PROBLEM:
Skip all pictures, then print the remaining material exactly.

-- -- --

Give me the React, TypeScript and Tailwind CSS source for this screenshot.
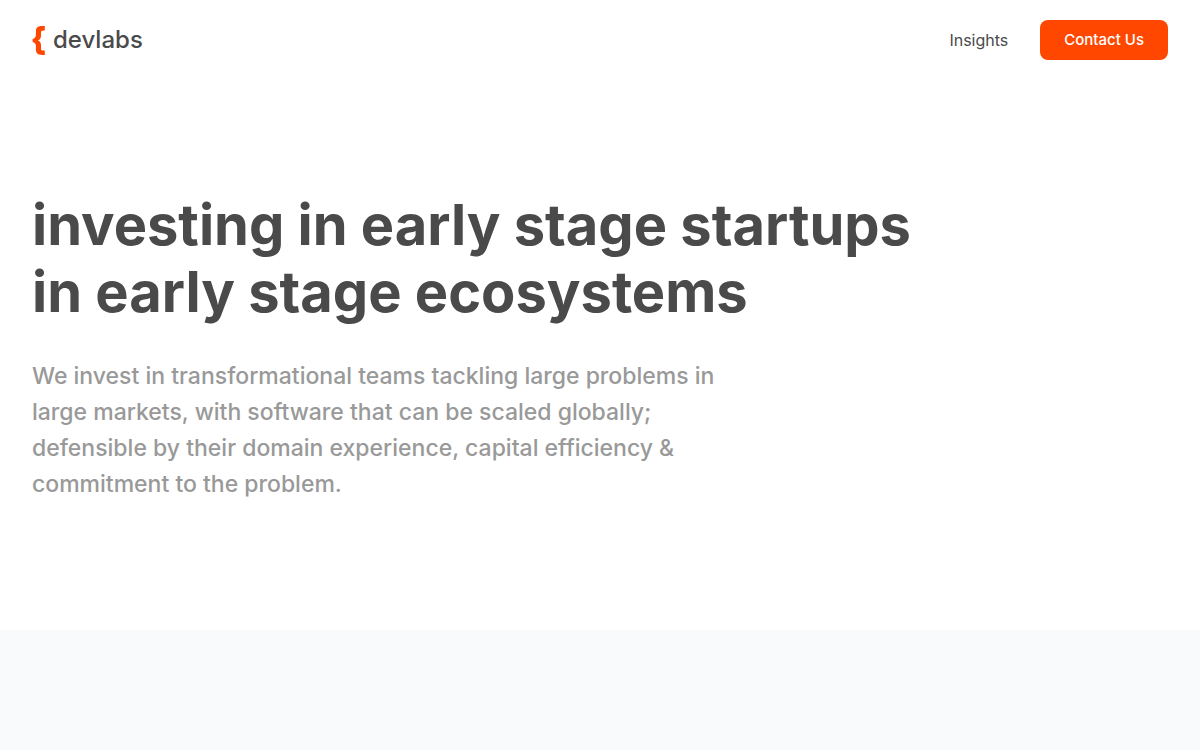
const Logo = () => (
  <a href="/" className="flex items-center gap-2 text-2xl font-medium">
    <svg
      viewBox="0 0 13 30"
      className="h-[30px] w-[13px] text-[#ff4700]"
      fill="currentColor"
      aria-hidden="true"
    >
      <path d="M12.8 1V5.4H11.6C9.7 5.4 9 6.1 9 7.6V10.6C9 13.2 8 14.8 6 15.5C8 16.2 9 17.8 9 20.4V23.4C9 24.9 9.7 25.6 11.6 25.6H12.8V30H10C5.8 30 3.9 28.2 3.9 24.6V21C3.9 18.8 2.8 17.6 0.6 17V14C2.8 13.4 3.9 12.2 3.9 10V6.4C3.9 2.8 5.8 1 10 1Z" />
    </svg>
    devlabs
  </a>
);

const Header = () => (
  <header className="flex items-center justify-between px-8 py-5">
    <Logo />
    <nav className="flex items-center gap-8">
      <a href="/insights">Insights</a>
      <button
        type="button"
        className="h-10 rounded-lg bg-[#ff4700] px-6 text-[15px] font-medium text-white"
      >
        Contact Us
      </button>
    </nav>
  </header>
);

const Hero = () => (
  <section className="px-8 pt-28 pb-32">
    <h1 className="text-[56px] leading-[67px] font-bold">
      investing in early stage startups
      <br />
      in early stage ecosystems
    </h1>
    <p className="mt-8 max-w-[700px] text-[23px] leading-9 font-medium text-[#999999]">
      We invest in transformational teams tackling large problems in large
      markets, with software that can be scaled globally; defensible by their
      domain experience, capital efficiency &amp; commitment to the problem.
    </p>
  </section>
);

export default function App() {
  return (
    <div className="flex min-h-screen flex-col bg-white font-['Inter',sans-serif] text-[#4a4a4a]">
      <Header />
      <Hero />
      <section className="grow bg-[#f9fafc]" />
    </div>
  );
}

-- -- --

ANSWER TO THE TASK:
Give me the React, TypeScript and Tailwind CSS source for this screenshot.
const Logo = () => (
  <a href="/" className="flex items-center gap-2 text-2xl font-medium">
    <svg
      viewBox="0 0 13 30"
      className="h-[30px] w-[13px] text-[#ff4700]"
      fill="currentColor"
      aria-hidden="true"
    >
      <path d="M12.8 1V5.4H11.6C9.7 5.4 9 6.1 9 7.6V10.6C9 13.2 8 14.8 6 15.5C8 16.2 9 17.8 9 20.4V23.4C9 24.9 9.7 25.6 11.6 25.6H12.8V30H10C5.8 30 3.9 28.2 3.9 24.6V21C3.9 18.8 2.8 17.6 0.6 17V14C2.8 13.4 3.9 12.2 3.9 10V6.4C3.9 2.8 5.8 1 10 1Z" />
    </svg>
    devlabs
  </a>
);

const Header = () => (
  <header className="flex items-center justify-between px-8 py-5">
    <Logo />
    <nav className="flex items-center gap-8">
      <a href="/insights">Insights</a>
      <button
        type="button"
        className="h-10 rounded-lg bg-[#ff4700] px-6 text-[15px] font-medium text-white"
      >
        Contact Us
      </button>
    </nav>
  </header>
);

const Hero = () => (
  <section className="px-8 pt-28 pb-32">
    <h1 className="text-[56px] leading-[67px] font-bold">
      investing in early stage startups
      <br />
      in early stage ecosystems
    </h1>
    <p className="mt-8 max-w-[700px] text-[23px] leading-9 font-medium text-[#999999]">
      We invest in transformational teams tackling large problems in large
      markets, with software that can be scaled globally; defensible by their
      domain experience, capital efficiency &amp; commitment to the problem.
    </p>
  </section>
);

export default function App() {
  return (
    <div className="flex min-h-screen flex-col bg-white font-['Inter',sans-serif] text-[#4a4a4a]">
      <Header />
      <Hero />
      <section className="grow bg-[#f9fafc]" />
    </div>
  );
}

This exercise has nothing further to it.